Interestingly, although the 1-cycle MCMC chain (or few cycles MCMC chain) is not expected to be a good estimator of the true $$p_m(\mathbf{x};\theta)$$, it can be viewed as a neighborhood of a particular given training data $$\mathbf{x}$$ with relatively high log-likelihood (since by design, the chain starts from a given training data). Then optimizing the contrastive divergence loss can be viewed as "pull-down" the energy of some energy function $$E(\mathbf{x};\theta)$$ at the given train data, and "pull-up" the energy at the sampled neighborhood data, if we can write $$p_{m}(\mathbf{x};\theta) = \frac{\exp(-\beta E(\mathbf{x};\theta))}{\int \exp(-\beta E(\mathbf{x'};\theta))\,dx'}$$. In this perspective, the CD-k algorithm can be viewed as a form of energy based learning, with approximated constrastive samples (see Energy Based Models).

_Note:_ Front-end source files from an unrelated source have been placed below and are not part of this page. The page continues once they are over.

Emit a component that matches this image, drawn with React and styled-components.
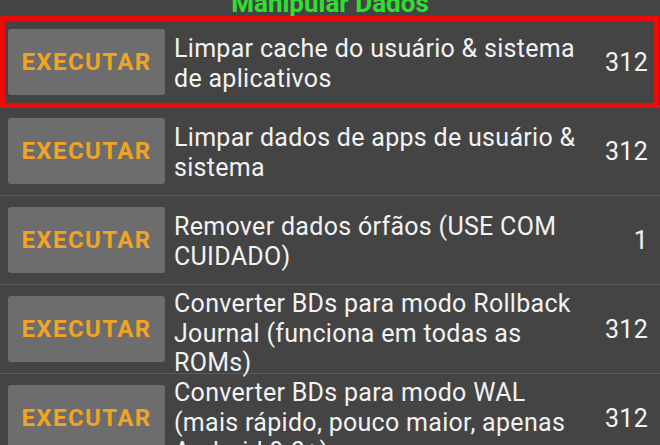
import React from 'react';
import styled, {createGlobalStyle} from 'styled-components';

const GlobalStyle = createGlobalStyle`
  html, body {
    margin: 0;
    padding: 0;
    background: #444444;
    overflow: hidden;
  }
  body {
    font-family: Roboto, "Noto Sans", sans-serif;
  }
`;

const Screen = styled.div`
  position: relative;
  width: 660px;
  height: 445px;
  overflow: hidden;
  background: #444444;
`;

const Title = styled.div`
  margin-top: -9px;
  height: 27px;
  text-align: center;
  color: #2ee02e;
  font-weight: 700;
  font-size: 26px;
  line-height: 24px;
`;

const List = styled.div`
  display: flex;
  flex-direction: column;
`;

const Row = styled.div`
  display: flex;
  align-items: center;
  height: 89px;
  border-bottom: 1px solid #5c5c5c;
  padding: 0 12px 0 8px;
  box-sizing: border-box;
`;

const RunButton = styled.button`
  flex: 0 0 157px;
  height: 66px;
  margin: 0;
  border: none;
  border-radius: 3px;
  background: #6d6d6d;
  color: #f2a324;
  font-family: Roboto, sans-serif;
  font-weight: 700;
  font-size: 24px;
  letter-spacing: 1.4px;
  padding: 0;
  cursor: pointer;
`;

const Label = styled.div`
  flex: 1;
  margin-left: 9px;
  margin-top: ${props => props.$lines === 3 ? '9px' : '3px'};
  color: #f2f2f2;
  font-size: 25px;
  letter-spacing: 0.3px;
  line-height: 29.5px;
`;

const Count = styled.div`
  flex: 0 0 auto;
  margin-left: 12px;
  color: #f2f2f2;
  font-size: 25px;
  letter-spacing: 0.3px;
  text-align: right;
`;

const Highlight = styled.div`
  position: absolute;
  left: 0;
  top: 16px;
  width: 659px;
  height: 92px;
  box-sizing: border-box;
  border: 5px solid #ee0a0a;
  pointer-events: none;
`;

const items = [
  {label: 'Limpar cache do usuário & sistema de aplicativos', count: 312, lines: 2},
  {label: 'Limpar dados de apps de usuário & sistema', count: 312, lines: 2},
  {label: 'Remover dados órfãos (USE COM CUIDADO)', count: 1, lines: 2},
  {label: 'Converter BDs para modo Rollback Journal (funciona em todas as ROMs)', count: 312, lines: 3},
  {label: 'Converter BDs para modo WAL (mais rápido, pouco maior, apenas Android 9.0+)', count: 312, lines: 3},
];

export default function App() {
  return (
    <>
      <GlobalStyle />
      <Screen>
        <Title>Manipular Dados</Title>
        <List>
          {items.map((item, i) => (
            <Row key={i}>
              <RunButton>EXECUTAR</RunButton>
              <Label $lines={item.lines}>{item.label}</Label>
              <Count>{item.count}</Count>
            </Row>
          ))}
        </List>
        <Highlight />
      </Screen>
    </>
  );
}
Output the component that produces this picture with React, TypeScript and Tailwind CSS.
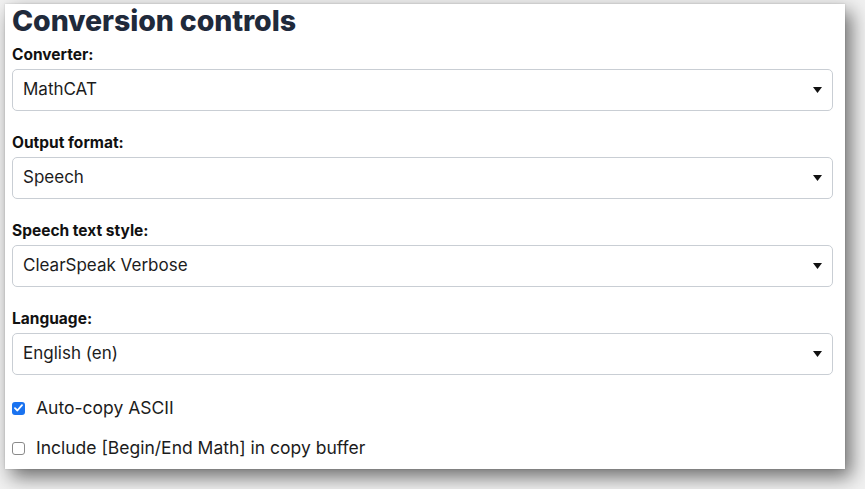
import React from "react";

const font = { fontFamily: "Inter, 'Liberation Sans', sans-serif" };

function Select({ value }: { value: string }) {
  return (
    <div className="flex h-[42px] w-[821px] items-center justify-between rounded-[5px] border border-[#c9ced4] bg-white pl-[10px] pr-[10px] text-[17px] text-[#1c1c1c]">
      <span>{value}</span>
      <svg width="9" height="6" viewBox="0 0 9 6">
        <path d="M0 0 H9 L4.5 6 Z" fill="#111" />
      </svg>
    </div>
  );
}

function Field({ label, value, first }: { label: string; value: string; first?: boolean }) {
  return (
    <div className={first ? "mt-[7px]" : "mt-[22px]"}>
      <div className="h-[20px] text-[15.5px] font-bold leading-[20px] text-[#111]">{label}</div>
      <div className="mt-[4px]">
        <Select value={value} />
      </div>
    </div>
  );
}

export default function App() {
  return (
    <div className="h-[489px] w-[865px] overflow-hidden bg-[#f1f1f1] pl-[5px] pt-[4px]" style={font}>
      <div className="h-[465px] w-[840px] bg-white pl-[7px] shadow-[6px_8px_18px_rgba(0,0,0,0.55),0_0_2px_rgba(0,0,0,0.15)]">
        <h1 className="h-[34px] text-[28.5px] font-extrabold leading-[34px] tracking-[-0.1px] text-[#1f2a3b]">
          Conversion controls
        </h1>
        <Field label="Converter:" value="MathCAT" first />
        <Field label="Output format:" value="Speech" />
        <Field label="Speech text style:" value="ClearSpeak Verbose" />
        <Field label="Language:" value="English (en)" />
        <div className="mt-[21px] flex h-[24px] items-center text-[17.5px] text-[#1c1c1c]">
          <span className="flex h-[13px] w-[13px] items-center justify-center rounded-[3px] bg-[#1a73f0]">
            <svg width="9" height="8" viewBox="0 0 9 8">
              <path d="M1 4.2 L3.4 6.5 L8 1.2" fill="none" stroke="#fff" strokeWidth="1.8" strokeLinecap="round" strokeLinejoin="round" />
            </svg>
          </span>
          <span className="ml-[11px]">Auto-copy ASCII</span>
        </div>
        <div className="mt-[16px] flex h-[24px] items-center text-[17.5px] text-[#1c1c1c]">
          <span className="h-[13px] w-[13px] rounded-[3px] border border-[#8a8a8a] bg-white" />
          <span className="ml-[11px]">Include [Begin/End Math] in copy buffer</span>
        </div>
      </div>
    </div>
  );
}
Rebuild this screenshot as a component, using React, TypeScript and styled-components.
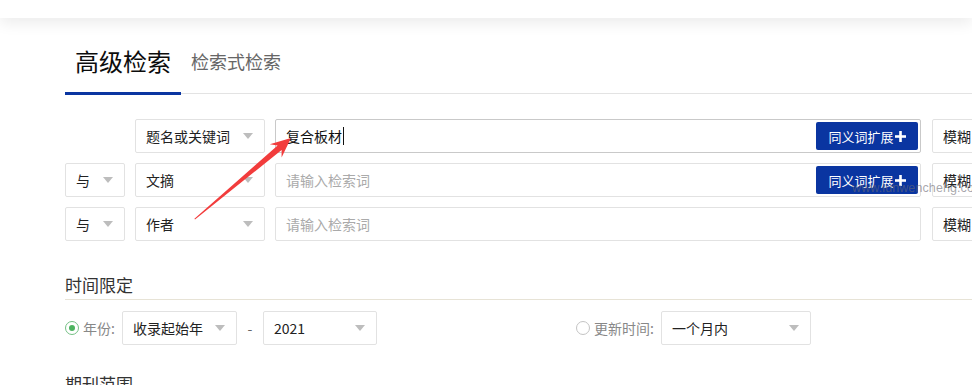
import React from 'react';
import styled, { createGlobalStyle } from 'styled-components';

const GlobalStyle = createGlobalStyle`
  *, *::before, *::after {
    box-sizing: border-box;
  }
  html, body {
    margin: 0;
    padding: 0;
    overflow: hidden;
    background: #fff;
    font-family: "Noto Sans CJK SC", "Noto Sans", sans-serif;
  }
`;

const Page = styled.div`
  position: relative;
  width: 972px;
  height: 385px;
  overflow: hidden;
`;

const Header = styled.div`
  height: 18px;
  background: #fff;
  box-shadow: 0 4px 16px rgba(0, 0, 0, 0.09);
  position: relative;
`;

const Main = styled.div`
  padding: 31px 0 0 65px;
`;

const TabBar = styled.div`
  display: flex;
  align-items: flex-end;
  border-bottom: 1px solid #e3e3e3;
`;

const Tab = styled.div<{ $active?: boolean }>`
  padding: 0 10px 19px;
  line-height: 24px;
  font-size: ${(p) => (p.$active ? '24px' : '18px')};
  color: ${(p) => (p.$active ? '#0c0c0c' : '#666')};
  border-bottom: 3px solid ${(p) => (p.$active ? '#0a35a1' : 'transparent')};
  margin-bottom: -2px;
  cursor: pointer;
`;

const SearchRows = styled.div`
  display: flex;
  flex-direction: column;
  gap: 10px;
  margin-top: 25px;
`;

const Row = styled.div`
  display: grid;
  grid-template-columns: 60px 130px 646px 120px;
  column-gap: 10px;
  height: 34px;
`;

const Select = styled.div<{ $width?: number }>`
  display: flex;
  align-items: center;
  justify-content: space-between;
  height: 34px;
  width: ${(p) => (p.$width ? `${p.$width}px` : 'auto')};
  padding: 0 11px 0 10px;
  border: 1px solid #e2e2e2;
  border-radius: 2px;
  background: #fff;
  font-size: 14px;
  color: #222;
  white-space: nowrap;
`;

const MatchSelect = styled(Select)`
  margin-left: 1px;
`;

const Caret = styled.span`
  width: 0;
  height: 0;
  border-left: 5px solid transparent;
  border-right: 5px solid transparent;
  border-top: 6px solid #bdbdbd;
  flex-shrink: 0;
`;

const Input = styled.div<{ $focused?: boolean }>`
  display: flex;
  align-items: center;
  height: 34px;
  padding: 0 2px 0 10px;
  border: 1px solid ${(p) => (p.$focused ? '#c9c9c9' : '#e2e2e2')};
  border-radius: 2px;
  font-size: 14px;
  color: #111;
`;

const Value = styled.span`
  display: flex;
  align-items: center;
`;

const TextCursor = styled.span`
  width: 1px;
  height: 18px;
  margin-left: 1px;
  background: #111;
`;

const Placeholder = styled.span`
  color: #aaa;
`;

const ExpandButton = styled.button`
  margin-left: auto;
  width: 102px;
  height: 28px;
  display: flex;
  align-items: center;
  justify-content: center;
  gap: 1px;
  border: 0;
  border-radius: 2px;
  background: #0a35a1;
  color: #fff;
  font-family: inherit;
  font-size: 13px;
  padding: 0;
  cursor: pointer;
`;

const Section = styled.section<{ $gap: number }>`
  margin-top: ${(p) => p.$gap}px;
`;

const SectionTitle = styled.div`
  font-size: 17px;
  line-height: 20px;
  color: #333;
  padding-bottom: 4px;
  border-bottom: 1px solid #e7e3d6;
`;

const TimeRow = styled.div`
  display: grid;
  grid-template-columns: 511px auto;
  height: 34px;
  margin-top: 11px;
`;

const Group = styled.div`
  display: flex;
  align-items: center;
`;

const Radio = styled.span<{ $checked?: boolean }>`
  width: 14px;
  height: 14px;
  border-radius: 50%;
  border: 1px solid ${(p) => (p.$checked ? '#74c084' : '#c4c4c4')};
  display: flex;
  align-items: center;
  justify-content: center;
  flex-shrink: 0;

  &::after {
    content: '';
    width: 6px;
    height: 6px;
    border-radius: 50%;
    background: #4cb35f;
    display: ${(p) => (p.$checked ? 'block' : 'none')};
  }
`;

const RadioLabel = styled.span`
  font-size: 14px;
  color: #888;
  margin: 0 7px 0 4px;
  white-space: nowrap;
`;

const Dash = styled.span`
  width: 26px;
  text-align: center;
  font-size: 14px;
  color: #666;
`;

const Watermark = styled.div`
  position: absolute;
  left: 852px;
  top: 181px;
  font-family: "Liberation Sans", Arial, sans-serif;
  font-size: 12.5px;
  letter-spacing: 0.1px;
  color: rgba(105, 105, 115, 0.6);
  pointer-events: none;
`;

const ArrowOverlay = styled.svg`
  position: absolute;
  left: 180px;
  top: 125px;
  pointer-events: none;
`;

const PlusIcon = () => (
  <svg width="11" height="11" viewBox="0 0 11 11">
    <rect x="4.2" y="0" width="2.6" height="11" fill="#fff" />
    <rect x="0" y="4.2" width="11" height="2.6" fill="#fff" />
  </svg>
);

const rows = [
  { logic: null, field: '题名或关键词', value: '复合板材', expand: true },
  { logic: '与', field: '文摘', value: '', expand: true },
  { logic: '与', field: '作者', value: '', expand: false },
];

const App: React.FC = () => {
  return (
    <Page>
      <GlobalStyle />
      <Header />
      <Main>
        <TabBar>
          <Tab $active>高级检索</Tab>
          <Tab>检索式检索</Tab>
        </TabBar>

        <SearchRows>
          {rows.map((row, i) => (
            <Row key={i}>
              {row.logic ? (
                <Select>
                  {row.logic}
                  <Caret />
                </Select>
              ) : (
                <span />
              )}
              <Select>
                {row.field}
                <Caret />
              </Select>
              <Input $focused={i === 0}>
                {row.value ? (
                  <Value>
                    {row.value}
                    <TextCursor />
                  </Value>
                ) : (
                  <Placeholder>请输入检索词</Placeholder>
                )}
                {row.expand && (
                  <ExpandButton>
                    同义词扩展
                    <PlusIcon />
                  </ExpandButton>
                )}
              </Input>
              <MatchSelect>
                模糊
                <Caret />
              </MatchSelect>
            </Row>
          ))}
        </SearchRows>

        <Section $gap={34}>
          <SectionTitle>时间限定</SectionTitle>
          <TimeRow>
            <Group>
              <Radio $checked />
              <RadioLabel>年份:</RadioLabel>
              <Select $width={115}>
                收录起始年
                <Caret />
              </Select>
              <Dash>-</Dash>
              <Select $width={114}>
                2021
                <Caret />
              </Select>
            </Group>
            <Group>
              <Radio />
              <RadioLabel>更新时间:</RadioLabel>
              <Select $width={150}>
                一个月内
                <Caret />
              </Select>
            </Group>
          </TimeRow>
        </Section>

        <Section $gap={29}>
          <SectionTitle>期刊范围</SectionTitle>
        </Section>
      </Main>

      <Watermark>www.lunwencheng.com</Watermark>

      <ArrowOverlay width="120" height="105" viewBox="180 125 120 105">
        <polygon
          points="195,219.5 281.6,150 281.6,157.6 291,138 269.8,144.2 277.6,145.4 194.4,218.8"
          fill="#f23c3c"
        />
      </ArrowOverlay>
    </Page>
  );
};

export default App;
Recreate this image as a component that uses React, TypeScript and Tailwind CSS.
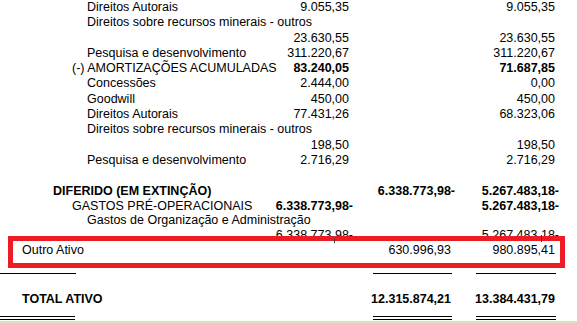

## Persistent Contrastive Divergence

Tieleman (2008) proposed to use the final samples from the previous MCMC chain at each mini-batch instead of the training points, as the initial state of the MCMC chain at each mini-batch.

# References

Hinton, Geoffrey E. 2002. “Training Products of Experts by Minimizing Contrastive Divergence.” Neural Computation 14 (8): 1771–1800.

Tieleman, Tijmen. 2008. “Training Restricted Boltzmann Machines Using Approximations to the Likelihood Gradient.” In Proceedings of the 25th International Conference on Machine Learning - ICML ’08, 1064–71. Helsinki, Finland: ACM Press. https://doi.org/10.1145/1390156.1390290.

Woodford, Oliver. n.d. “Notes on Contrastive Divergence,” 3.